Thousands of people signed up on the "Be The First To Know" page on the Barack Obama website, where people could enter their information and receive a text message announcing his choice of a running mate.
It seemed like a good idea at the time for the Barack Obama campaign to offer to text people with his vice presidential running mate announcement.
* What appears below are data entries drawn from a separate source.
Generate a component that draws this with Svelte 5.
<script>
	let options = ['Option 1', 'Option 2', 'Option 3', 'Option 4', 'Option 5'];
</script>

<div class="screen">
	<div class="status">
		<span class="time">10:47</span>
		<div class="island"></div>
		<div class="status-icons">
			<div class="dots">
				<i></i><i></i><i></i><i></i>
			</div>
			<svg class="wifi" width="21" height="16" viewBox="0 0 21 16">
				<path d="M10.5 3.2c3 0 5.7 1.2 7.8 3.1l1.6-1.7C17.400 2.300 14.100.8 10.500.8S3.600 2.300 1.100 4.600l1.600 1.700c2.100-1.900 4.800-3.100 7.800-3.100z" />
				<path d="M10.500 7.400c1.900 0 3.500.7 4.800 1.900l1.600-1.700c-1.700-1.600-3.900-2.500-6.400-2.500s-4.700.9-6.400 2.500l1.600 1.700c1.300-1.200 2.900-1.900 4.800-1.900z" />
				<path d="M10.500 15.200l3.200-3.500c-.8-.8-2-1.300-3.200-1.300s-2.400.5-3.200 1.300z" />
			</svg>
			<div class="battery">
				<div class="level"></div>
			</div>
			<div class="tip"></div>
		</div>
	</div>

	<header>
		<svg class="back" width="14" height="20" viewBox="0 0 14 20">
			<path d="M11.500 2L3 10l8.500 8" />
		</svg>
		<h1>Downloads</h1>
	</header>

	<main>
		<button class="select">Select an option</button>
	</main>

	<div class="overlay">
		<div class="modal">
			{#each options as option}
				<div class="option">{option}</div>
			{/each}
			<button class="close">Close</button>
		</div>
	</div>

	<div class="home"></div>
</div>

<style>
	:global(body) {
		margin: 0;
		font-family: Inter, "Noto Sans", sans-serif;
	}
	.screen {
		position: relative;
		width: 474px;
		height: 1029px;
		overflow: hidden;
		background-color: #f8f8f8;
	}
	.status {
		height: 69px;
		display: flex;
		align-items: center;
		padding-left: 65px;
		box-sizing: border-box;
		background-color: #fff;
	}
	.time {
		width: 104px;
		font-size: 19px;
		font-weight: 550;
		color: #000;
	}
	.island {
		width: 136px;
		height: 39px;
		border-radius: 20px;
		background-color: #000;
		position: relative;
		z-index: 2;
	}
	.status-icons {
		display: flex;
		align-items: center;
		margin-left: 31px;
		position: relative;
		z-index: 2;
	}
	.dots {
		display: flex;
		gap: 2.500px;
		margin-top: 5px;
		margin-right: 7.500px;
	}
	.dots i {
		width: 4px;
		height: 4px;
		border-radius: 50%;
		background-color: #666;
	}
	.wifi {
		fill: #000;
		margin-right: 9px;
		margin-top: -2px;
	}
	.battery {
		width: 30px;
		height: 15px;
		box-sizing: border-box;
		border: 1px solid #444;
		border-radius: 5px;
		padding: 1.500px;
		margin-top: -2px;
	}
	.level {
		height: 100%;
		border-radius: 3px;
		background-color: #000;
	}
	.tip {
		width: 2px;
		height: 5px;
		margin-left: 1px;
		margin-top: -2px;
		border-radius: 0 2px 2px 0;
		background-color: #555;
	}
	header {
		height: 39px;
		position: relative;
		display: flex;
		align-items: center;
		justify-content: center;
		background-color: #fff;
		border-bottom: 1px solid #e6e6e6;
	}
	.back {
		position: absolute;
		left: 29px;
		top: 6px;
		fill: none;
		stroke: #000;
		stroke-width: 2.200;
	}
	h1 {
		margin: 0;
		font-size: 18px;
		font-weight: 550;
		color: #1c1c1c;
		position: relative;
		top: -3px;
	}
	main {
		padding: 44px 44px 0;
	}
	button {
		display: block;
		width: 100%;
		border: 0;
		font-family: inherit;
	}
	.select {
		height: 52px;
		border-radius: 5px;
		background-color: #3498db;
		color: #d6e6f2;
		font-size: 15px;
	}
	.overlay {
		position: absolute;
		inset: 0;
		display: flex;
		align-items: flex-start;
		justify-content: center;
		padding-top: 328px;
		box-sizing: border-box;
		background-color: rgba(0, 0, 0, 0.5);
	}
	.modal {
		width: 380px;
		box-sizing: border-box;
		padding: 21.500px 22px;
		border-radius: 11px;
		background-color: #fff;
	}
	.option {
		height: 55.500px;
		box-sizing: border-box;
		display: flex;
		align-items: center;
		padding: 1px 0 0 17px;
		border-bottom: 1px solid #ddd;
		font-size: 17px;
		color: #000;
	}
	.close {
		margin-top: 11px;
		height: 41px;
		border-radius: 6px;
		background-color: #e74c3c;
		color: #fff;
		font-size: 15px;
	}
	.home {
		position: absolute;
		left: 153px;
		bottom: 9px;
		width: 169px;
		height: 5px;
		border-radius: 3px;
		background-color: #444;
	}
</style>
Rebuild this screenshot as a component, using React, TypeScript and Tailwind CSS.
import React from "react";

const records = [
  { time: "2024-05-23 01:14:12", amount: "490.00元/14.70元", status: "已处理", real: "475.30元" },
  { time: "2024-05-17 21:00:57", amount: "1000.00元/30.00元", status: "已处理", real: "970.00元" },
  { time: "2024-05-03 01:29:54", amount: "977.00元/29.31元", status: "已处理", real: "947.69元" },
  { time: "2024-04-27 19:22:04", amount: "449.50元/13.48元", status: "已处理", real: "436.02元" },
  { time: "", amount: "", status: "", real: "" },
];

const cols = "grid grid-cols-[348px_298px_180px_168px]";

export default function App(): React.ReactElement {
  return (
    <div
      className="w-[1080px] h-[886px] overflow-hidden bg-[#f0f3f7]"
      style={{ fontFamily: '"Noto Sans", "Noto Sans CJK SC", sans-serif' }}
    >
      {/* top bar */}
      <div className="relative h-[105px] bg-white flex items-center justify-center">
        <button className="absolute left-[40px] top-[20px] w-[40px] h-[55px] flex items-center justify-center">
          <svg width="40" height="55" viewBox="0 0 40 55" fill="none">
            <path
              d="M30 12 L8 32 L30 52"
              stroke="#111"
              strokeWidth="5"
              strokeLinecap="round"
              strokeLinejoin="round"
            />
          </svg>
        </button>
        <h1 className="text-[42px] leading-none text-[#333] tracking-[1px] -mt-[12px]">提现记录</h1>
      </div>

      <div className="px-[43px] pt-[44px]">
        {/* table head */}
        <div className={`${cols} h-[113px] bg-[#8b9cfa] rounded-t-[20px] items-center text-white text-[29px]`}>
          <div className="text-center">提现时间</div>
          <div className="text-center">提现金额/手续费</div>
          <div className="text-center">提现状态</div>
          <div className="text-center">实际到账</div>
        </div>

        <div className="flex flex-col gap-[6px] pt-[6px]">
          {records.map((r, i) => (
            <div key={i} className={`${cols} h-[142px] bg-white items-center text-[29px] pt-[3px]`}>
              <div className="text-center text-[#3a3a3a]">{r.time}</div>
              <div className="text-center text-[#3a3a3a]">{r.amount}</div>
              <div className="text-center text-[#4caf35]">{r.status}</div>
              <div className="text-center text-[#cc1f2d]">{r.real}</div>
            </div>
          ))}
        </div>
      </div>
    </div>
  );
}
Until hoax emails started being sent out and now people wonder if they will believe the truth.
Some considered creative, new, a good use of the Internet, but an unexpected turn of events The Politico is reporting some are now wondering whether they will believe the text when it comes because they have received dozens of hoax test messages claiming to be "the announcement."
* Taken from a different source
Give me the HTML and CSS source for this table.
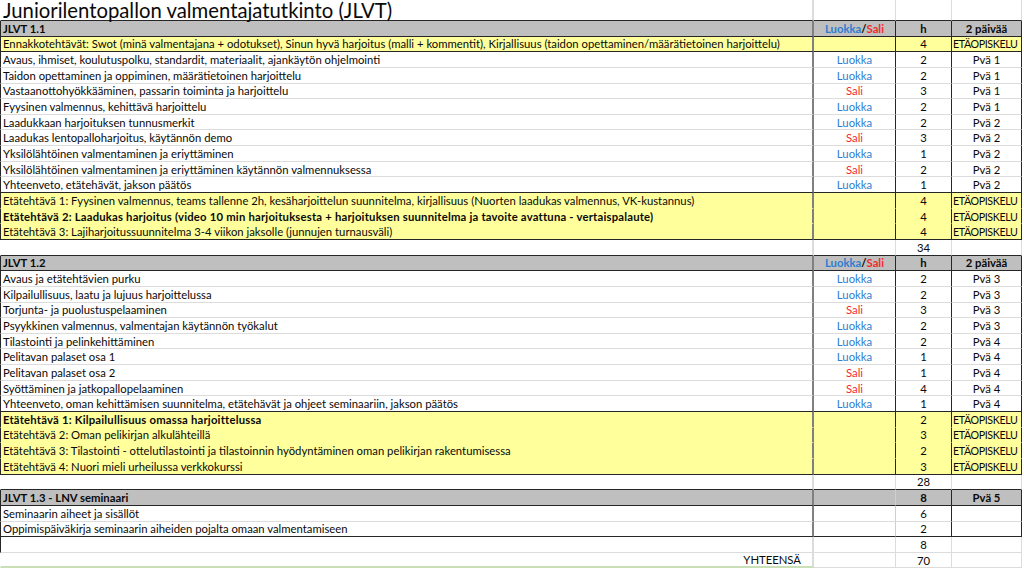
FILE: index.html
```html
<!DOCTYPE html>
<html lang="fi">
<head>
<meta charset="utf-8">
<title>JLVT</title>
<link rel="stylesheet" href="styles.css">
</head>
<body>
<table class="sheet">
<colgroup><col class="ca"><col class="cb"><col class="cc"><col class="cd"></colgroup>
<tr class="title"><td class="a">Juniorilentopallon valmentajatutkinto (JLVT)</td><td></td><td></td><td></td></tr>

<tr class="box hdr"><td class="a">JLVT 1.1</td><td class="b"><span class="blue">Luokka</span>/<span class="red">Sali</span></td><td class="c">h</td><td class="d">2 päivää</td></tr>
<tr class="box yel edge"><td class="a">Ennakkotehtävät: Swot (minä valmentajana + odotukset), Sinun hyvä harjoitus (malli + kommentit), Kirjallisuus (taidon opettaminen/määrätietoinen harjoittelu)</td><td class="b"></td><td class="c">4</td><td class="d etä">ETÄOPISKELU</td></tr>
<tr class="box"><td class="a">Avaus, ihmiset, koulutuspolku, standardit, materiaalit, ajankäytön ohjelmointi</td><td class="b blue">Luokka</td><td class="c">2</td><td class="d">Pvä 1</td></tr>
<tr class="box"><td class="a">Taidon opettaminen ja oppiminen, määrätietoinen harjoittelu</td><td class="b blue">Luokka</td><td class="c">2</td><td class="d">Pvä 1</td></tr>
<tr class="box"><td class="a">Vastaanottohyökkääminen, passarin toiminta ja harjoittelu</td><td class="b red">Sali</td><td class="c">3</td><td class="d">Pvä 1</td></tr>
<tr class="box"><td class="a">Fyysinen valmennus, kehittävä harjoittelu</td><td class="b blue">Luokka</td><td class="c">2</td><td class="d">Pvä 1</td></tr>
<tr class="box"><td class="a">Laadukkaan harjoituksen tunnusmerkit</td><td class="b blue">Luokka</td><td class="c">2</td><td class="d">Pvä 2</td></tr>
<tr class="box"><td class="a">Laadukas lentopalloharjoitus, käytännön demo</td><td class="b red">Sali</td><td class="c">3</td><td class="d">Pvä 2</td></tr>
<tr class="box"><td class="a">Yksilölähtöinen valmentaminen ja eriyttäminen</td><td class="b blue">Luokka</td><td class="c">1</td><td class="d">Pvä 2</td></tr>
<tr class="box"><td class="a">Yksilölähtöinen valmentaminen ja eriyttäminen käytännön valmennuksessa</td><td class="b red">Sali</td><td class="c">2</td><td class="d">Pvä 2</td></tr>
<tr class="box edge"><td class="a">Yhteenveto, etätehävät, jakson päätös</td><td class="b blue">Luokka</td><td class="c">1</td><td class="d">Pvä 2</td></tr>
<tr class="box yel"><td class="a">Etätehtävä 1: Fyysinen valmennus, teams tallenne 2h, kesäharjoittelun suunnitelma, kirjallisuus (Nuorten laadukas valmennus, VK-kustannus)</td><td class="b"></td><td class="c">4</td><td class="d etä">ETÄOPISKELU</td></tr>
<tr class="box yel"><td class="a strong">Etätehtävä 2: Laadukas harjoitus (video 10 min harjoituksesta + harjoituksen suunnitelma ja tavoite avattuna - vertaispalaute)</td><td class="b"></td><td class="c">4</td><td class="d etä">ETÄOPISKELU</td></tr>
<tr class="box yel edge"><td class="a">Etätehtävä 3: Lajiharjoitussuunnitelma 3-4 viikon jaksolle (junnujen turnausväli)</td><td class="b"></td><td class="c">4</td><td class="d etä">ETÄOPISKELU</td></tr>
<tr class="sum edge"><td class="a"></td><td class="b"></td><td class="c">34</td><td class="d"></td></tr>

<tr class="box hdr"><td class="a">JLVT 1.2</td><td class="b"><span class="blue">Luokka</span>/<span class="red">Sali</span></td><td class="c">h</td><td class="d">2 päivää</td></tr>
<tr class="box"><td class="a">Avaus ja etätehtävien purku</td><td class="b blue">Luokka</td><td class="c">2</td><td class="d">Pvä 3</td></tr>
<tr class="box"><td class="a">Kilpailullisuus, laatu ja lujuus harjoittelussa</td><td class="b blue">Luokka</td><td class="c">2</td><td class="d">Pvä 3</td></tr>
<tr class="box"><td class="a">Torjunta- ja puolustuspelaaminen</td><td class="b red">Sali</td><td class="c">3</td><td class="d">Pvä 3</td></tr>
<tr class="box"><td class="a">Psyykkinen valmennus, valmentajan käytännön työkalut</td><td class="b blue">Luokka</td><td class="c">2</td><td class="d">Pvä 3</td></tr>
<tr class="box"><td class="a">Tilastointi ja pelinkehittäminen</td><td class="b blue">Luokka</td><td class="c">2</td><td class="d">Pvä 4</td></tr>
<tr class="box"><td class="a">Pelitavan palaset osa 1</td><td class="b blue">Luokka</td><td class="c">1</td><td class="d">Pvä 4</td></tr>
<tr class="box"><td class="a">Pelitavan palaset osa 2</td><td class="b red">Sali</td><td class="c">1</td><td class="d">Pvä 4</td></tr>
<tr class="box"><td class="a">Syöttäminen ja jatkopallopelaaminen</td><td class="b red">Sali</td><td class="c">4</td><td class="d">Pvä 4</td></tr>
<tr class="box edge"><td class="a">Yhteenveto, oman kehittämisen suunnitelma, etätehävät ja ohjeet seminaariin, jakson päätös</td><td class="b blue">Luokka</td><td class="c">1</td><td class="d">Pvä 4</td></tr>
<tr class="box yel"><td class="a strong">Etätehtävä 1: Kilpailullisuus omassa harjoittelussa</td><td class="b"></td><td class="c">2</td><td class="d etä">ETÄOPISKELU</td></tr>
<tr class="box yel"><td class="a">Etätehtävä 2: Oman pelikirjan alkulähteillä</td><td class="b"></td><td class="c">3</td><td class="d etä">ETÄOPISKELU</td></tr>
<tr class="box yel"><td class="a">Etätehtävä 3: Tilastointi - ottelutilastointi ja tilastoinnin hyödyntäminen oman pelikirjan rakentumisessa</td><td class="b"></td><td class="c">2</td><td class="d etä">ETÄOPISKELU</td></tr>
<tr class="box yel edge"><td class="a">Etätehtävä 4: Nuori mieli urheilussa verkkokurssi</td><td class="b"></td><td class="c">3</td><td class="d etä">ETÄOPISKELU</td></tr>
<tr class="sum edge"><td class="a"></td><td class="b"></td><td class="c">28</td><td class="d"></td></tr>

<tr class="box sem hdr"><td class="a">JLVT 1.3 - LNV seminaari</td><td class="b"></td><td class="c">8</td><td class="d">Pvä 5</td></tr>
<tr class="box sem"><td class="a">Seminaarin aiheet ja sisällöt</td><td class="b"></td><td class="c">6</td><td class="d"></td></tr>
<tr class="box sem edge"><td class="a">Oppimispäiväkirja seminaarin aiheiden pojalta omaan valmentamiseen</td><td class="b"></td><td class="c">2</td><td class="d"></td></tr>
<tr class="sum tail"><td class="a"></td><td class="b"></td><td class="c">8</td><td class="d"></td></tr>
<tr class="sum total"><td class="a">YHTEENSÄ</td><td class="b"></td><td class="c">70</td><td class="d"></td></tr>
</table>
</body>
</html>
```

FILE: styles.css
```css
html, body {
  margin: 0;
  padding: 0;
  background: #ffffff;
}

body {
  font-family: Lato, "Liberation Sans", Arial, sans-serif;
  font-size: 11.3px;
  color: #0a0a0a;
}

.sheet {
  border-collapse: separate;
  border-spacing: 0;
  table-layout: fixed;
  width: 1022px;
}

.ca { width: 814px; }
.cb { width: 82px; }
.cc { width: 56px; }
.cd { width: 70px; }

.sheet tr {
  height: 15.65px;
}

.sheet td {
  padding: 0;
  white-space: nowrap;
  overflow: visible;
  line-height: 13px;
  vertical-align: middle;
  text-align: center;
  border-right: 1px solid #dcdcdc;
  border-bottom: 1px solid #dcdcdc;
}

.sheet td.a {
  text-align: left;
  padding-left: 2px;
  border-left: 1px solid transparent;
  border-right-width: 2px;
}

.sheet td.etä {
  text-align: left;
  padding-left: 1px;
  font-size: 10.7px;
  letter-spacing: -0.4px;
}

/* title row */
.sheet tr.title {
  height: 21px;
}
.sheet tr.title td {
  border-bottom-color: #262626;
}
.sheet tr.title td.a {
  font-size: 20.3px;
  line-height: 20px;
  padding-left: 2px;
}

/* boxed section rows */
.sheet tr.box td.a {
  border-left-color: #262626;
  border-right-color: #808080;
}
.sheet tr.box td.b,
.sheet tr.box td.c,
.sheet tr.box td.d {
  border-right-color: #262626;
}
.sheet tr.sem td.b {
  border-right-color: #cfcfcf;
}

/* header rows */
.sheet tr.hdr td {
  background: #bfbfbf;
  font-weight: bold;
  border-bottom-color: #262626;
}

/* yellow rows */
.sheet tr.yel td {
  background: #ffff9c;
  border-bottom-color: #ffff9c;
}

.sheet tr.edge td {
  border-bottom-color: #262626;
}

.sheet tr.tail td.a {
  border-left-color: #262626;
}

.sheet tr.total td.a {
  text-align: right;
  padding-right: 11px;
  border-bottom: 2px solid #c9dfb6;
}

.strong {
  font-weight: bold;
}

.sheet td.a.strong {
  letter-spacing: 0.2px;
}

.blue {
  color: #2f7dd1;
}

.red {
  color: #f22a2a;
}

.hdr .b {
  color: #0a0a0a;
}
```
Text messages claiming Evan Bayh, John Kerry, Walter Mondale, Eliot Spitzer and Hillary Rodham Clinton and even one saying that Obama chose Olympic gold medalist Michael Phelps.
Some people even rushed to announce it to others after getting "the message" just to find out it was a hoax and others thought to look online first and seeing no official words, became disheartened.
On Wednesday morning, Richmond lawyer Anne Leigh Kerr passed along bad information to political types after receiving a text message from an unknown number that, in formal language, announced that Obama selected Gov. Tim Kaine.
The Politico reports that one liberal website, called Wonkette, even posted "a step-by-step manual from a reader under the headline: “Freak Out Your Friends With Fake Obama VP TXT.”
The managing editor of Wonkette, Ken Layne, says he is proud of the site for doing so, saying, "We are proud to help cause confusion and excitement during this terrible boring week of no news at all. But we can't really take too much credit for it – apparently one of our readers listens to Howard Stern (which is still on the radio?) and heard of the veep TXT hoax, and figured out an easy way to do it through Verizon's TXT website.”
Layne admits he has personally sent out about 50 hoax emails claiming that Mondale was Obama's choice.
He claims that so many of his friends have now sent him hoax text messages "that I'll probably end up ignoring the real one,” Layne says.